Esta quinta-feira, os presidentes dos principais bancos portugueses deram outro número: só CGD, BCP, Novo Banco e BPI já têm aprovados 3,85 mil milhões de euros no âmbito destas linhas:
- CGD: 800 milhões
- BCP: 1.450 milhões
- Novo Banco: 1.000 milhões
- BPI: 600 milhões em crédito
Onde está a diferença? Enquanto o primeiro-ministro e o IAPMEI se referiam aos créditos já contratados pelas empresas, isto é ao dinheiro que já chegou às contas das empresas, os banqueiros referiam-se aos montantes que foram apenas aprovados pelos bancos (faltando o ok da SPGM ou a assinatura final do cliente para o depósito das verbas nas respetivas contas bancárias).
Por exemplo, António Ramalho explicou que dos 1.000 milhões aprovados pelo Novo Banco, 400 milhões tinham sido contratados pelas empresas. No BPI, o CEO indigitado João Oliveira e Costa referiu que 52% do montante aprovado pelo banco estava nas contas das empresas, ou seja, pouco mais de 300 milhões.

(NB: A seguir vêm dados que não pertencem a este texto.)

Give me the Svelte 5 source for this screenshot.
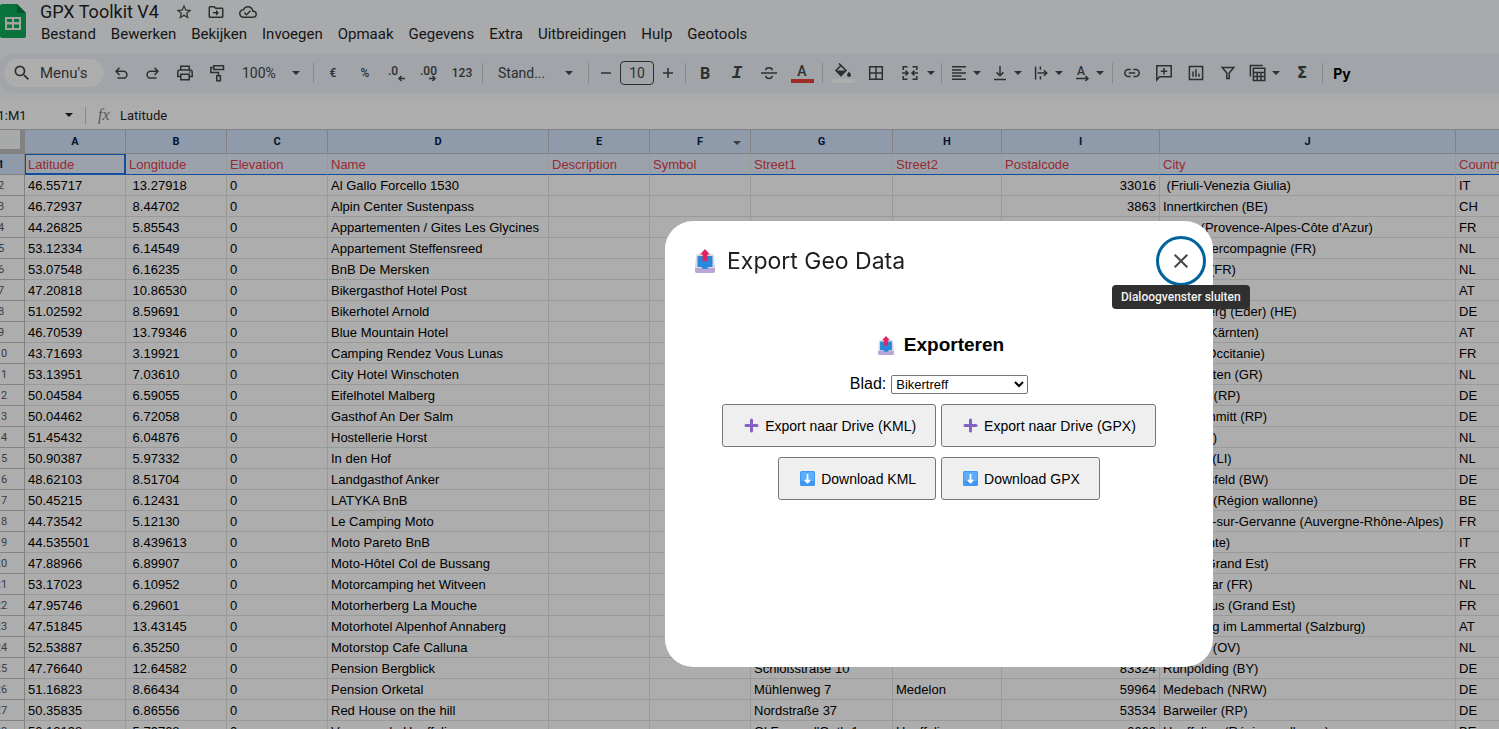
<script>
  const menus = ['Bestand', 'Bewerken', 'Bekijken', 'Invoegen', 'Opmaak', 'Gegevens', 'Extra', 'Uitbreidingen', 'Hulp', 'Geotools'];

  const columns = [
    { key: 'A', label: 'Latitude', width: 101 },
    { key: 'B', label: 'Longitude', width: 101 },
    { key: 'C', label: 'Elevation', width: 101 },
    { key: 'D', label: 'Name', width: 221 },
    { key: 'E', label: 'Description', width: 101 },
    { key: 'F', label: 'Symbol', width: 101, filter: true },
    { key: 'G', label: 'Street1', width: 142 },
    { key: 'H', label: 'Street2', width: 109 },
    { key: 'I', label: 'Postalcode', width: 158 },
    { key: 'J', label: 'City', width: 296 },
    { key: 'K', label: 'Country', width: 101 }
  ];

  // lat, lon, name, city, country, street1, street2, postal code
  const places = [
    ['46.55717', '13.27918', 'Al Gallo Forcello 1530', ' (Friuli-Venezia Giulia)', 'IT', '', '', '33016'],
    ['46.72937', '8.44702', 'Alpin Center Sustenpass', 'Innertkirchen (BE)', 'CH', '', '', '3863'],
    ['44.26825', '5.85543', 'Appartementen / Gites Les Glycines', "Digne (Provence-Alpes-Côte d'Azur)", 'FR'],
    ['53.12334', '6.14549', 'Appartement Steffensreed', 'Drachtstercompagnie (FR)', 'NL'],
    ['53.07548', '6.16235', 'BnB De Mersken', 'Ureterp (FR)', 'NL'],
    ['47.20818', '10.86530', 'Bikergasthof Hotel Post', 'Oetz', 'AT'],
    ['51.02592', '8.59691', 'Bikerhotel Arnold', 'Battenberg (Eder) (HE)', 'DE'],
    ['46.70539', '13.79346', 'Blue Mountain Hotel', 'Villach (Kärnten)', 'AT'],
    ['43.71693', '3.19921', 'Camping Rendez Vous Lunas', 'Lunas (Occitanie)', 'FR'],
    ['53.13951', '7.03610', 'City Hotel Winschoten', 'Winschoten (GR)', 'NL'],
    ['50.04584', '6.59055', 'Eifelhotel Malberg', 'Malberg (RP)', 'DE'],
    ['50.04462', '6.72058', 'Gasthof An Der Salm', 'Eisenschmitt (RP)', 'DE'],
    ['51.45432', '6.04876', 'Hostellerie Horst', 'Horst (LI)', 'NL'],
    ['50.90387', '5.97332', 'In den Hof', 'Heerlen (LI)', 'NL'],
    ['48.62103', '8.51704', 'Landgasthof Anker', 'Simmersfeld (BW)', 'DE'],
    ['50.45215', '6.12431', 'LATYKA BnB', 'Waimes (Région wallonne)', 'BE'],
    ['44.73542', '5.12130', 'Le Camping Moto', 'Beaufort-sur-Gervanne (Auvergne-Rhône-Alpes)', 'FR'],
    ['44.535501', '8.439613', 'Moto Pareto BnB', ' (Piemonte)', 'IT'],
    ['47.88966', '6.89907', 'Moto-Hôtel Col de Bussang', 'Urbès (Grand Est)', 'FR'],
    ['53.17023', '6.10952', 'Motorcamping het Witveen', 'Eastermar (FR)', 'NL'],
    ['47.95746', '6.29601', 'Motorherberg La Mouche', 'Fontenous (Grand Est)', 'FR'],
    ['47.51845', '13.43145', 'Motorhotel Alpenhof Annaberg', 'Annaberg im Lammertal (Salzburg)', 'AT'],
    ['52.53887', '6.35250', 'Motorstop Cafe Calluna', 'Ommen (OV)', 'NL'],
    ['47.76640', '12.64582', 'Pension Bergblick', 'Ruhpolding (BY)', 'DE', 'Schloßstraße 10', '', '83324'],
    ['51.16823', '8.66434', 'Pension Orketal', 'Medebach (NRW)', 'DE', 'Mühlenweg 7', 'Medelon', '59964'],
    ['50.35835', '6.86556', 'Red House on the hill', 'Barweiler (RP)', 'DE', 'Nordstraße 37', '', '53534'],
    ['50.13198', '5.79708', 'Vayamundo Houffalize', 'Houffalize (Région wallonne)', 'BE', "Ol Fosse d'Outh 1", 'Houffalize', '6660']
  ];

  const icons = {
    undo: 'M8.5 4.7 5 8.3l3.5 3.6M5 8.3h7.5a3.4 3.4 0 0 1 0 6.8H6.5',
    redo: 'M11.5 4.7 15 8.3l-3.5 3.6M15 8.3H7.5a3.4 3.4 0 0 0 0 6.8h6',
    print: 'M5.8 6.5V3.3h8.4v3.2M5.8 13.5h-3V9a2 2 0 0 1 2-2h10.4a2 2 0 0 1 2 2v4.5h-3M5.8 11.2h8.4v5.5H5.8zM14 9h1.4',
    paint: 'M6.8 2.8h9.7v3.6H6.8zM6.8 4.6H3.8v5H11.5v3M9.8 12.8h3.6v5H9.8z',
    minus: 'M5 10h10',
    plus: 'M5 10h10M10 5v10',
    strike: 'M2 10h16M6.8 7.2c0-3.4 6.4-3.4 6.4 0M6.8 12.8c0 3.6 6.4 3.6 6.4 0',
    borders: 'M3.7 3.7h12.6v12.6H3.7zM10 3.7v12.6M3.7 10h12.6',
    merge: 'M7.5 3.8H3.2V7M7.5 16.2H3.2V13M12.5 3.8h4.3V7M12.5 16.2h4.3V13M2 10h5.5M5.5 7.6 8 10l-2.5 2.4M18 10h-5.5M14.5 7.6 12 10l2.5 2.4',
    align: 'M3 3.8h14M3 6.9h9.5M3 10h14M3 13.1h9.5M3 16.2h14',
    valign: 'M10 3v9.6M6.6 9.4 10 12.8l3.4-3.4M4 16.4h12',
    wrap: 'M4.6 3.5v13M9.4 3.5v3.3M9.4 13.2v3.3M6.6 10h9M12.8 7.2 15.8 10l-3 2.8',
    link: 'M8.6 6.4H6.4a3.6 3.6 0 0 0 0 7.2h2.2M11.4 6.4h2.2a3.6 3.6 0 0 1 0 7.2h-2.2M6.8 10h6.4',
    comment: 'M2.8 17V2.8h14.4v11H5.6zM10 5v6.4M6.8 8.2h6.4',
    chart: 'M3.4 3.4h13.2v13.2H3.4zM7 8.4v5.4M10 6.2v7.6M13 10.8v3',
    filter: 'M4.2 4.4h11.6L11.2 10v5.6H8.8V10z',
    table: 'M2.4 13.5V2.4h12.4M5.4 5.2h11.4v12.2H5.4zM5.4 9.4h11.4M5.4 13.4h11.4M9.2 9.4v8M13 9.4v8'
  };

  let sheet = $state('Bikertreff');
  let open = $state(true);

  // cell text in column order
  function cells([lat, lon, name, city, country, street1 = '', street2 = '', postal = '']) {
    return [lat, '\u00a0' + lon, '0', name, '', '', street1, street2, postal, city.replace(/^ /, '\u00a0'), country];
  }
</script>

{#snippet icon(name)}
  <svg class="icon" viewBox="0 0 20 20" width="20" height="20" aria-hidden="true"><path d={icons[name]} /></svg>
{/snippet}

{#snippet tool(name, label)}
  <button class="tool" aria-label={label}>{@render icon(name)}</button>
{/snippet}

{#snippet split(name, label)}
  <button class="split" aria-label={label}>{@render icon(name)}<span class="caret"></span></button>
{/snippet}

{#snippet tray(width, height)}
  <svg {width} {height} viewBox="0 0 20 24" aria-hidden="true">
    <path d="M3 5h14q2 0 2 2l1 11v4q0 2-2 2H2q-2 0-2-2v-4L1 7q0-2 2-2z" fill="#dcd8ea" />
    <path d="M0 19h20v3q0 2-2 2H2q-2 0-2-2z" fill="#b8a6d6" />
    <path d="M3.500 7h13q1 0 1 1v10h-4l-1.500 2H8l-1.500-2h-4V8q0-1 1-1z" fill="#2b88d8" />
    <path d="M10 0l5 5.500h-2.600V12H7.600V5.500H5z" fill="#e0245e" />
  </svg>
{/snippet}

{#snippet download()}
  <svg width="15" height="15" viewBox="0 0 15 15" aria-hidden="true">
    <rect width="15" height="15" rx="1.5" fill="#3f97f2" />
    <rect x="1" y="1" width="13" height="9" rx="1" fill="#5cadfa" />
    <path d="M7.500 3v8.500M5 9l2.500 2.500L10 9" fill="none" stroke="#fff" stroke-width="1.800" />
  </svg>
{/snippet}

{#snippet heavyPlus()}
  <svg width="15" height="15" viewBox="0 0 15 15" aria-hidden="true">
    <path d="M7.500 2v11M2 7.500h11" stroke="#8661c5" stroke-width="3" stroke-linecap="round" />
  </svg>
{/snippet}

<div class="app">
  <header class="top">
    <svg class="logo" viewBox="0 0 26 34" width="26" height="34" aria-hidden="true">
      <path d="M2 0h15l9 9v23q0 2-2 2H2q-2 0-2-2V2q0-2 2-2z" fill="#0fa958" />
      <path d="M17 0l9 9h-9z" fill="#087f43" />
      <path d="M5 13h16v13H5zM7 15v3h5v-3zM14 15v3h5v-3zM7 20.500v3.500h5v-3.500zM14 20.500v3.500h5v-3.500z" fill="#f1f1f1" fill-rule="evenodd" />
    </svg>
    <div>
      <div class="title-row">
        <h1>GPX Toolkit V4</h1>
        <button class="doc-action" aria-label="Ster">
          <svg viewBox="0 0 24 24" width="18" height="18"><path d="M22 9.240l-7.190-.620L12 2 9.190 8.630 2 9.240l5.460 4.730L5.820 21 12 17.270 18.180 21l-1.630-7.030L22 9.240zM12 15.400l-3.760 2.270 1-4.280-3.320-2.880 4.380-.380L12 6.100l1.710 4.040 4.380.380-3.320 2.880 1 4.280L12 15.400z" /></svg>
        </button>
        <button class="doc-action" aria-label="Verplaatsen">
          <svg viewBox="0 0 24 24" width="20" height="18"><path d="M20 6h-8l-2-2H4c-1.100 0-2 .900-2 2v12c0 1.100.900 2 2 2h16c1.100 0 2-.900 2-2V8c0-1.100-.900-2-2-2zm0 12H4V6h5.170l2 2H20v10zm-8-1l4-4-4-4v3H8v2h4v3z" /></svg>
        </button>
        <button class="doc-action" aria-label="Documentstatus">
          <svg viewBox="0 0 24 24" width="18" height="18"><path d="M19.350 10.040C18.670 6.590 15.640 4 12 4 9.110 4 6.610 5.640 5.360 8.040 2.350 8.360 0 10.900 0 14c0 3.310 2.690 6 6 6h13c2.760 0 5-2.240 5-5 0-2.640-2.050-4.780-4.650-4.960zM19 18H6c-2.210 0-4-1.790-4-4 0-2.050 1.530-3.760 3.560-3.970l1.070-.110.500-.950C8.080 7.140 9.940 6 12 6c2.620 0 4.880 1.860 5.390 4.430l.300 1.500 1.530.110c1.560.100 2.780 1.410 2.780 2.960 0 1.650-1.350 3-3 3zm-9-3.820l-2.090-2.090L6.500 13.500 10 17l6.010-6.010-1.410-1.410z" /></svg>
        </button>
      </div>
      <nav class="menus">
        {#each menus as menu}
          <button>{menu}</button>
        {/each}
      </nav>
    </div>
  </header>

  <div class="toolbar" role="toolbar" aria-label="Werkbalk">
    <button class="search">
      <svg viewBox="0 0 24 24" width="20" height="20" aria-hidden="true"><path d="M15.500 14h-.790l-.280-.270A6.471 6.471 0 0 0 16 9.500 6.500 6.500 0 1 0 9.500 16c1.610 0 3.090-.590 4.230-1.570l.270.280v.790l5 4.990L20.490 19l-4.990-5zm-6 0C7.010 14 5 11.990 5 9.500S7.010 5 9.500 5 14 7.010 14 9.500 11.990 14 9.500 14z" /></svg>
      Menu's
    </button>
    {@render tool('undo', 'Ongedaan maken')}
    {@render tool('redo', 'Opnieuw')}
    {@render tool('print', 'Afdrukken')}
    {@render tool('paint', 'Opmaak kopiëren')}
    <button class="zoom">100% <span class="caret"></span></button>
    <span class="divider"></span>
    <button class="tool small">€</button>
    <button class="tool small">%</button>
    <button class="tool" aria-label="Minder decimalen">
      <svg class="icon" viewBox="0 0 20 20" width="20" height="20">
        <text x="1" y="12">.0</text>
        <path d="M18 15.500h-6M14.500 13 12 15.500l2.500 2.500" />
      </svg>
    </button>
    <button class="tool" aria-label="Meer decimalen">
      <svg class="icon" viewBox="0 0 20 20" width="20" height="20">
        <text x="1" y="12">.00</text>
        <path d="M10 15.500h6M13.500 13l2.500 2.500-2.500 2.500" />
      </svg>
    </button>
    <button class="tool small roomy">123</button>
    <span class="divider"></span>
    <button class="font">Stand... <span class="caret"></span></button>
    <span class="divider"></span>
    <button class="step" aria-label="Lettergrootte verkleinen">{@render icon('minus')}</button>
    <input class="size" value="10" aria-label="Lettergrootte" />
    <button class="step" aria-label="Lettergrootte vergroten">{@render icon('plus')}</button>
    <span class="divider"></span>
    <button class="tool bold">B</button>
    <button class="tool italic">I</button>
    {@render tool('strike', 'Doorhalen')}
    <button class="tool roomy swatch red">A</button>
    <span class="divider"></span>
    <button class="tool roomy swatch white" aria-label="Opvulkleur">
      <svg viewBox="0 0 20 16" width="20" height="16">
        <path d="M6 .500 13 7.500 8 12.500 3 7.500 8 2.500" fill="none" stroke="currentColor" stroke-width="1.600" />
        <path d="M3 7.500h10l-5 5z" fill="currentColor" />
        <path d="M16 8.500q2 2.600 2 3.600a2 2 0 0 1-4 0q0-1 2-3.600z" fill="currentColor" />
      </svg>
    </button>
    {@render tool('borders', 'Randen')}
    <button class="split wide" aria-label="Cellen samenvoegen">{@render icon('merge')}<span class="caret"></span></button>
    <span class="divider"></span>
    {@render split('align', 'Horizontaal uitlijnen')}
    {@render split('valign', 'Verticaal uitlijnen')}
    {@render split('wrap', 'Tekstterugloop')}
    <button class="split" aria-label="Tekstrotatie">
      <svg class="icon" viewBox="0 0 20 20" width="20" height="20">
        <text x="5" y="12">A</text>
        <path d="M4 15.500h11.500M13.500 13l2.500 2.500-2.500 2.500" />
      </svg>
      <span class="caret"></span>
    </button>
    <span class="divider"></span>
    {@render tool('link', 'Link invoegen')}
    {@render tool('comment', 'Opmerking invoegen')}
    {@render tool('chart', 'Diagram invoegen')}
    {@render tool('filter', 'Filter maken')}
    {@render split('table', 'Tabelweergaven')}
    <button class="tool roomy sigma">Σ</button>
    <span class="divider"></span>
    <button class="tool py">Py</button>
  </div>

  <div class="formula-bar">
    <button class="name-box">A1:M1 <span class="caret"></span></button>
    <span class="fx">fx</span>
    <input value="Latitude" aria-label="Formulebalk" />
  </div>

  <table>
    <colgroup>
      <col class="rownum-col" />
      {#each columns as col}
        <col style="width: {col.width}px" />
      {/each}
    </colgroup>
    <thead>
      <tr>
        <td class="corner"></td>
        {#each columns as col}
          <th scope="col">{col.key}{#if col.filter}<span class="caret"></span>{/if}</th>
        {/each}
      </tr>
    </thead>
    <tbody>
      <tr class="selected">
        <th scope="row">1</th>
        {#each columns as col, i}
          <td class:active={i === 0}>{col.label}</td>
        {/each}
      </tr>
      {#each places as place, row}
        <tr>
          <th scope="row">{row + 2}</th>
          {#each cells(place) as text, i}
            <td class:number={i === 8}>{text}</td>
          {/each}
        </tr>
      {/each}
    </tbody>
  </table>
</div>

{#if open}
  <div class="backdrop"></div>
  <div class="dialog" role="dialog" aria-labelledby="dialog-title">
    <div class="dialog-head">
      {@render tray(20, 24)}
      <h2 id="dialog-title">Export Geo Data</h2>
      <button class="close" aria-label="Dialoogvenster sluiten" onclick={() => (open = false)}>
        <svg viewBox="0 0 24 24" width="24" height="24"><path d="M5.700 5.700l12.600 12.600M18.300 5.700 5.700 18.300" fill="none" stroke="#444746" stroke-width="2" /></svg>
      </button>
      <span class="tooltip" role="tooltip">Dialoogvenster sluiten</span>
    </div>
    <div class="dialog-body">
      <h3>{@render tray(16, 19)} Exporteren</h3>
      <div class="field">
        <label for="sheet">Blad:</label>
        <select id="sheet" bind:value={sheet}>
          <option>Bikertreff</option>
        </select>
      </div>
      <div class="actions">
        <button>{@render heavyPlus()} Export naar Drive (KML)</button>
        <button>{@render heavyPlus()} Export naar Drive (GPX)</button>
      </div>
      <div class="actions">
        <button>{@render download()} Download KML</button>
        <button>{@render download()} Download GPX</button>
      </div>
    </div>
  </div>
{/if}

<style>
  :global(body) {
    margin: 0;
    overflow: hidden;
  }

  /* the page is scrolled a little to the right */
  .app {
    height: 100vh;
    margin-left: -22px;
    overflow: hidden;
    background: #f9fbfd;
    color: #1f1f1f;
    font-family: Roboto, sans-serif;
    font-size: 14px;
  }

  button, input {
    padding: 0;
    border: none;
    background: none;
    color: inherit;
    font: inherit;
  }

  .top {
    display: flex;
    gap: 14px;
    height: 53px;
    padding-left: 22px;
    box-sizing: border-box;
  }

  .logo {
    margin-top: 4px;
  }

  .title-row {
    display: flex;
    align-items: center;
    height: 23px;
  }

  h1 {
    width: 136px;
    margin: 0;
    font-size: 18px;
    font-weight: 400;
    white-space: nowrap;
  }

  .doc-action {
    display: flex;
    justify-content: center;
    width: 32px;
    fill: #444746;
  }

  .doc-action:first-of-type {
    margin-left: -8px;
  }

  .menus {
    display: flex;
    gap: 15px;
    height: 22px;
    padding-left: 1px;
    font-size: 15px;
  }

  .toolbar {
    display: flex;
    align-items: center;
    height: 40px;
    margin-bottom: 8px;
    padding-left: 9px;
    margin-left: 17px;
    border-radius: 20px 0 0 20px;
    background: #edf2fa;
    color: #444746;
  }

  .toolbar > * {
    flex: none;
  }

  .search {
    display: flex;
    align-items: center;
    gap: 8px;
    width: 100px;
    height: 28px;
    margin-right: 1px;
    padding-left: 8px;
    border-radius: 14px;
    background: #fff;
    fill: #444746;
    font-size: 15px;
  }

  .icon {
    fill: none;
    stroke: currentColor;
    stroke-width: 1.5;
  }

  .icon text {
    fill: currentColor;
    stroke: none;
    font-size: 12px;
    font-weight: 500;
  }

  .tool, .split, .step {
    display: flex;
    align-items: center;
    justify-content: center;
    width: 32px;
    height: 28px;
  }

  .tool.roomy {
    width: 34px;
  }

  .caret {
    width: 0;
    border: 4px solid transparent;
    border-top-color: currentColor;
    border-bottom: none;
  }

  .split {
    width: 36px;
    margin: 0 3px 0 2px;
    gap: 4px;
  }

  .split.wide {
    gap: 7px;
    width: 46px;
    margin: 0;
    padding-left: 5px;
  }

  .step {
    width: 28px;
  }

  .small {
    font-size: 12px;
    font-weight: 500;
  }

  .zoom, .font {
    display: flex;
    align-items: center;
    justify-content: space-between;
    width: 77px;
    padding: 0 10px 0 9px;
    box-sizing: border-box;
  }

  .font {
    width: 99px;
    padding: 0 12px;
  }

  .divider {
    width: 1px;
    height: 20px;
    margin: 0 3px;
    background: #c7c7c7;
  }

  .size {
    width: 34px;
    height: 24px;
    border: 1px solid #444746;
    border-radius: 4px;
    box-sizing: border-box;
    text-align: center;
  }

  .bold {
    font-size: 16px;
    font-weight: 700;
  }

  .italic {
    font: italic bold 18px "Liberation Mono", monospace;
  }

  .swatch {
    flex-direction: column;
    font-weight: 500;
    line-height: 16px;
  }

  .swatch::after {
    content: "";
    width: 23px;
    height: 4px;
  }

  .red::after {
    background: #ea4335;
  }

  .white::after {
    background: #fff;
  }

  .sigma {
    font: bold 15px "DejaVu Sans", sans-serif;
  }

  .py {
    color: #000;
    font: 700 14px Inter, sans-serif;
  }

  .formula-bar {
    display: flex;
    align-items: center;
    height: 28px;
    padding-left: 11px;
    background: #fff;
    font-size: 13px;
  }

  .name-box {
    display: flex;
    align-items: center;
    justify-content: space-between;
    width: 97px;
    height: 17px;
    padding-right: 12px;
    border-right: 1px solid #c7c7c7;
  }

  .fx {
    width: 22px;
    padding-left: 12px;
    color: #80868b;
    font: italic 16px "Liberation Serif", serif;
  }

  .formula-bar input {
    flex: 1;
  }

  table {
    width: 1000px;
    border-top: 1px solid #c0c0c0;
    border-spacing: 0;
    table-layout: fixed;
    background: #fff;
    color: #000;
    font: 13px "Liberation Sans", Arial, sans-serif;
  }

  .rownum-col {
    width: 47px;
  }

  td, th {
    height: 20px;
    padding: 0 3px;
    border-right: 1px solid #e2e3e3;
    border-bottom: 1px solid #e2e3e3;
    overflow: hidden;
    white-space: nowrap;
  }

  th {
    padding: 0;
    border-color: #c0c0c0;
    color: #575b5f;
    font: 11px Roboto, sans-serif;
  }

  thead th {
    position: relative;
    height: 23px;
    background: #d3e3fd;
    color: #041e49;
    font-weight: 700;
  }

  thead .caret {
    position: absolute;
    right: 9px;
    top: 11px;
    color: #575b5f;
  }

  .corner {
    padding: 0;
    border-right: 5px solid #c0c0c0;
    border-bottom: 5px solid #c0c0c0;
    height: 19px;
    background: #f8f9fa;
  }

  .selected td {
    border-bottom-color: #1a73e8;
    background: #e6effd;
    color: #e0404a;
  }

  .selected th {
    background: #d3e3fd;
    color: #041e49;
    font-weight: 700;
  }

  .selected .active {
    border-color: #1a73e8;
    box-shadow: inset 0 0 0 1px #1a73e8;
  }

  .number {
    text-align: right;
  }

  .backdrop {
    position: fixed;
    inset: 0;
    background: rgba(0, 0, 0, 0.32);
  }

  .dialog {
    position: absolute;
    top: 221px;
    left: 665px;
    width: 548px;
    min-height: 446px;
    border-radius: 28px;
    background: #fff;
    font: 16px "Liberation Sans", Arial, sans-serif;
  }

  .dialog-head {
    position: relative;
    display: flex;
    align-items: center;
    gap: 12px;
    padding: 15px 7px 15px 30px;
  }

  h2 {
    flex: 1;
    margin: 0;
    color: #1f1f1f;
    font: 400 23px Inter, sans-serif;
  }

  .close {
    display: flex;
    align-items: center;
    justify-content: center;
    width: 50px;
    height: 50px;
    border: 3px solid #00639b;
    border-radius: 50%;
    box-sizing: border-box;
  }

  .tooltip {
    position: absolute;
    top: 64px;
    left: 447px;
    padding: 0 9px;
    border-radius: 4px;
    background: #303030;
    color: #f2f2f2;
    font: 500 12px/24px Roboto, sans-serif;
    white-space: nowrap;
  }

  .dialog-body {
    padding-top: 33px;
  }

  h3 {
    display: flex;
    align-items: center;
    justify-content: center;
    gap: 10px;
    margin: 0 0 18px;
    padding-left: 4px;
    font-size: 19px;
    line-height: 22px;
  }

  .field {
    display: flex;
    align-items: center;
    justify-content: center;
    gap: 5px;
    height: 20px;
    margin-bottom: 10px;
  }

  select {
    width: 137px;
    height: 19px;
    border: 1px solid #767676;
    border-radius: 2px;
    background: #fff;
    color: #000;
    font: 13px "Liberation Sans", Arial, sans-serif;
  }

  .actions {
    display: flex;
    justify-content: center;
    gap: 5px;
    margin-bottom: 10px;
  }

  .actions button {
    display: flex;
    align-items: center;
    gap: 6px;
    height: 43px;
    padding: 0 19px 0 21px;
    border: 1px solid #767676;
    border-radius: 3px;
    background: #efefef;
    color: #000;
    font-size: 14px;
  }
</style>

Por que é que o valor contratado é tão baixo? Cada empresa tem as suas necessidades. Se muitas estão em situação aflitiva, outras acederam às linhas por uma questão de precaução. Aliás, os clientes têm 30 dias para assinar o contrato de empréstimo depois de aprovado pelo banco e pela SPGM. E, mesmo depois da assinatura, a empresa tem 12 meses para utilizar o crédito.
“São empresas que fizeram cenários da evolução da sua tesouraria e em função disso pediram a linha para a utilizarem quando dela vierem a necessitar”, esclareceu Miguel Maya. Ou seja, mesmo após a aprovação do banco e da SPGM, as empresas poderão não assinar imediatamente o contrato.
A prova dos 9
“Casa onde não há pão, todos ralham e ninguém tem razão”. Neste caso, tendo em conta os números que foram avançados quer pelo primeiro-ministro, associações empresariais e bancos, todos têm razão, dependendo do “indicador” para onde se está a olhar.
António Costa referiu-se aos montantes aprovados pela SPGM (cinco mil milhões) e aos que já foram disponibilizados às empresas (1,5 mil milhões). Já os bancos sublinharam os montantes que eles próprios já aprovaram (3,85 mil milhões), sendo que nem tudo chegou às empresas porque ou ainda aguardam ok da SPGM ou porque os clientes ainda não assinaram o contrato.